There are many former Fannie executives, including Raines and Howard, who will go to their graves believing that the entire scandal was drummed up by OFHEO and the White House solely to bring Fannie down. In August 2006, the Justice Department took the rare step of publicly announcing that it was dropping its investigation into Fannie Mae’s accounting; no criminal charges were ever filed. For that matter, the SEC never filed civil charges against any individual, either. And an investigation by the law firm Paul, Weiss exonerated Raines of any wrongdoing. While OFHEO settled with Raines and Howard, it did so on terms that can only be described as incredibly generous. The bulk of Raines’s settlement—some $25 million—came from stock options he had received that were so out of the money they’d likely never be worth anything anyway. Raines today describes the accounting scandal as “a dispute among accountants,” because Fannie’s outside accountants had agreed with its original interpretation of GAAP. Derivatives accounting is incredibly complex, and the line between sloppiness, aggressiveness, and fraud is often difficult to discern. The fact that the SEC—which had no dog in the fight—agreed with OFHEO suggests that the scandal was real. The fact that the Justice Department declined to prosecute suggests that maybe it wasn’t.
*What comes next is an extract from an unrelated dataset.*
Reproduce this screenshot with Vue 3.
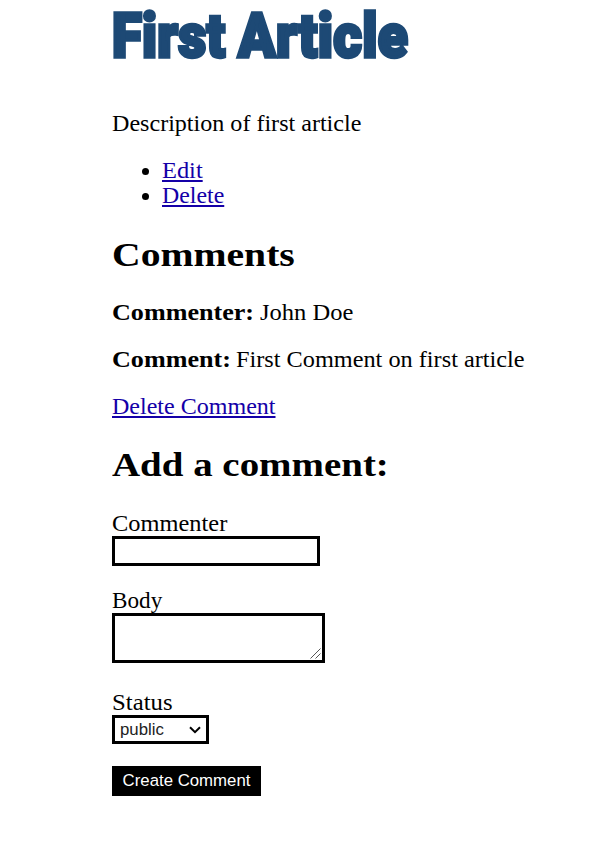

Whichever the case, Raines had no one to blame but himself. CEOs of regulated companies may grouse privately about their regulator, but few are so foolish as to let the relationship become so openly hostile. Whether because of sloppy accounting or something less excusable, Fannie gave its regulator enough rope to hang it with. Having abused its regulator for years, how could Fannie expect OFHEO not to use that rope?

Here’s the stunning thing, though: despite scandals at both Fannie and Freddie, despite a Republican White House, despite some powerful enemies in Congress—like Richard Baker and Senator Richard Shelby, the chairman of the Senate banking committee, even despite the importunings of Alan Greenspan—Congress and the administration took no steps to impose new regulation on the GSEs. That wouldn’t happen until much later.